Aaron Diehl, Paul Sikivie and Lawrence Feathers at the Velvet Note |
If you bother to take the thirty-minute drive from downtown
Atlanta or Decatur to a strip mall in Alpharetta you will be amply rewarded for
your efforts. Located in a twenty-foot storefront at 4075 Old Milton Parkway,
two doors from a barber shop, is perhaps the best jazz club in the greater
Atlanta area.
The Velvet Note, Acoustic Living Room, Alpharetta, GA |
The Velvet Note was a wild dream of a club that started in
2011 with the notion that if you provide people with an intimate space, build
into the space top quality acoustics, and feature the crème de la crème of jazz
artists, people will come to hear the music. That music would be jazz in all its wonderful diversity. The idea of a successful jazz club seems to be an oxymoron, but
manager Tamara Fuller has somehow seemed to make the concept work and work with
style.
On Saturday March 26,2016 the featured artist was the great
young piano phenom Aaron Diehl and his trio. The band featured Lawrence
Feathers on drums and Paul Sikivie on upright bass. In speaking to Mr. Feathers after the first set he told me the
band has been together for about five years. As with any fine piano trio the
symbiotic relationship between the three players is a must and this trio had no
shortage of symbiosis, often stopping and starting magically like finely choreographed
dancers in precise synchronization.
The first set started with the Benny Carter standard “When
Lights Are Low.” Mr. Diehl is a dashing young man who almost looks like he
could be a model for Armani suits. His playing is as elegant as his haberdashery
and his bandmates were equally outfitted in suits and ties. Mr. Diehl is one of
those players who, when he sits down at the keyboard, you know takes his art
very seriously. He has beautiful facility with both hands which he displayed
with unpretentious artifice. His touch can be as light as the most ruminative Bill
Evans or as stride-full as Willie “The Lion” Smith. Mr. Sikivie’s plucky bass solo
was a nice contrasting voice to Diehl’s thoughtful comping. Diehl also employed
repeated two-handed block chord progressions that were very effective.

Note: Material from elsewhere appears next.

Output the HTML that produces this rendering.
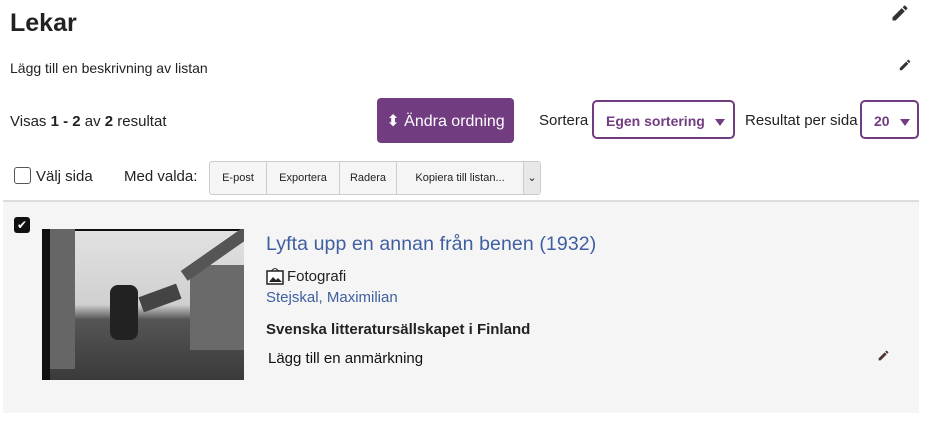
<!DOCTYPE html>
<html><head><meta charset="utf-8"><style>
body{margin:0;width:945px;height:421px;background:#fff;font-family:"Liberation Sans",sans-serif;color:#222;position:relative;overflow:hidden}
.a{position:absolute;white-space:nowrap}
h1{position:absolute;left:10px;top:9px;margin:0;font-size:25px;font-weight:bold;color:#222}
.btn{position:absolute;left:377px;top:98px;width:137px;height:45px;background:#723c81;border-radius:4px;color:#fff;font-size:16px;line-height:47px;text-align:center}
.sel{position:absolute;border:2px solid #723c81;border-radius:5px;color:#723c81;font-size:14px;font-weight:bold;box-sizing:border-box;height:39px;line-height:38px}
.tri{position:absolute;width:0;height:0;border-left:5px solid transparent;border-right:5px solid transparent;border-top:7px solid #723c81;top:17px}
.grp{position:absolute;left:209px;top:161px;height:32px;border:1px solid #ccc;border-radius:3px;display:flex;background:#f5f5f5;font-size:11px}
.grp div{border-right:1px solid #ccc;line-height:32px;text-align:center}
.panel{position:absolute;left:3px;top:200px;width:916px;height:211px;background:#f5f5f5;border-top:2px solid #ddd}
.ph{position:absolute;left:42px;top:229px;width:202px;height:151px;overflow:hidden;background:linear-gradient(#111 0,#111 2px,transparent 2px),linear-gradient(to bottom,#e2e2e2 0%,#d0d0d0 50%,#555 60%,#3a3a3a 100%)}
.ph div{position:absolute}
</style></head><body>
<h1>Lekar</h1>
<svg class="a" style="left:890px;top:3px" width="20" height="20" viewBox="0 0 24 24"><path d="M3 17.25V21h3.75L17.81 9.94l-3.75-3.75L3 17.25zM20.71 7.04a1 1 0 0 0 0-1.41l-2.34-2.34a1 1 0 0 0-1.41 0l-1.830 1.83 3.75 3.75 1.83-1.83z" fill="#333"/></svg>
<div class="a" style="left:10px;top:60px;font-size:14px">Lägg till en beskrivning av listan</div>
<svg class="a" style="left:898px;top:58px" width="14" height="14" viewBox="0 0 24 24"><path d="M3 17.25V21h3.75L17.81 9.94l-3.75-3.75L3 17.25zM20.71 7.04a1 1 0 0 0 0-1.41l-2.34-2.34a1 1 0 0 0-1.41 0l-1.83 1.83 3.75 3.75 1.83-1.83z" fill="#333"/></svg>
<div class="a" style="left:10px;top:113px;font-size:15px">Visas <b>1 - 2</b> av <b>2</b> resultat</div>
<div class="btn">⬍ Ändra ordning</div>
<div class="a" style="left:539px;top:112px;font-size:15px">Sortera</div>
<div class="sel" style="left:592px;top:100px;width:143px;padding-left:12px">Egen sortering<span class="tri" style="left:121px"></span></div>
<div class="a" style="left:745px;top:112px;font-size:15px">Resultat per sida</div>
<div class="sel" style="left:860px;top:100px;width:59px;padding-left:12px">20<span class="tri" style="left:38px"></span></div>
<div class="a" style="left:14px;top:167px;width:15px;height:15px;border:1px solid #555;border-radius:3px;background:#fff"></div>
<div class="a" style="left:36px;top:168px;font-size:15px">Välj sida</div>
<div class="a" style="left:124px;top:168px;font-size:15px">Med valda:</div>
<div class="grp"><div style="width:56px">E-post</div><div style="width:72px">Exportera</div><div style="width:56px">Radera</div><div style="width:126px">Kopiera till listan...</div><div style="width:16px;border:none;background:#e8e8e8">⌄</div></div>
<div class="panel"></div>
<div class="a" style="left:14px;top:217px;width:16px;height:16px;background:#111;border-radius:3px;color:#fff;font-size:12px;line-height:16px;text-align:center">✔</div>
<div class="ph">
<div style="left:0;top:0;width:8px;height:151px;background:#111"></div>
<div style="left:8px;top:0;width:25px;height:140px;background:#666"></div>
<div style="left:148px;top:36px;width:54px;height:85px;background:#6a6a6a"></div>
<div style="left:135px;top:18px;width:80px;height:12px;background:#555;transform:rotate(-35deg)"></div>
<div style="left:68px;top:56px;width:28px;height:55px;background:#222;border-radius:8px"></div>
<div style="left:98px;top:61px;width:40px;height:16px;background:#444;transform:rotate(-20deg)"></div>
</div>
<div class="a" style="left:266px;top:233px;font-size:19.5px;letter-spacing:0.1px;color:#3f5fa0">Lyfta upp en annan från benen (1932)</div>
<svg class="a" style="left:266px;top:268px" width="18" height="17" viewBox="0 0 18 17"><rect x="1" y="3" width="16" height="13" fill="#fff" stroke="#222" stroke-width="1.5"/><path d="M3 14l4-5 3 3 2-2 4 4z" fill="#222"/><path d="M5 3l4-3 4 3" fill="none" stroke="#222"/></svg>
<div class="a" style="left:287px;top:268px;font-size:15px">Fotografi</div>
<div class="a" style="left:266px;top:289px;font-size:15px;color:#3f5fa0">Stejskal, Maximilian</div>
<div class="a" style="left:266px;top:321px;font-size:15px;font-weight:bold">Svenska litteratursällskapet i Finland</div>
<div class="a" style="left:268px;top:350px;font-size:15px;color:#111">Lägg till en anmärkning</div>
<svg class="a" style="left:877px;top:349px" width="13" height="13" viewBox="0 0 24 24"><path d="M3 17.25V21h3.75L17.81 9.94l-3.75-3.75L3 17.25zM20.71 7.04a1 1 0 0 0 0-1.41l-2.34-2.34a1 1 0 0 0-1.41 0l-1.83 1.83 3.75 3.75 1.83-1.83z" fill="#553333"/></svg>
</body></html>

Aaron Diehl's Space Time Continuum Mack 1094 |
On his imagistic original “The Flux Capacitor,” from his
latest album, Space Time Continuum,
Diehl and company quicken the pace and supercharge the audience into the
musical time warp. A representation of the excitement and fantastical delight
of the Robert Zemekis Sci-fi Comedy Back
to the Future from 1985. Diehl’s syncopated left hand creates a memorable ostinato
against his probing right hand explorations. Sikivie and Feathers shuffle along
at De Loren cruising speed. Mr. Feathers keeping the rapid pace with his ride cymbal,
snare and fluttering hi-hat.
Back to the Future Promo Poster |
An ardent student of the history of the music, what better
way than to show us his own twenty-first century way of re-imagining Fats
Waller’s 1942 composition “The Jitterbug Waltz.” Even those in the audience who
didn’t know the name of the tune recognized the music’s sauntering melody.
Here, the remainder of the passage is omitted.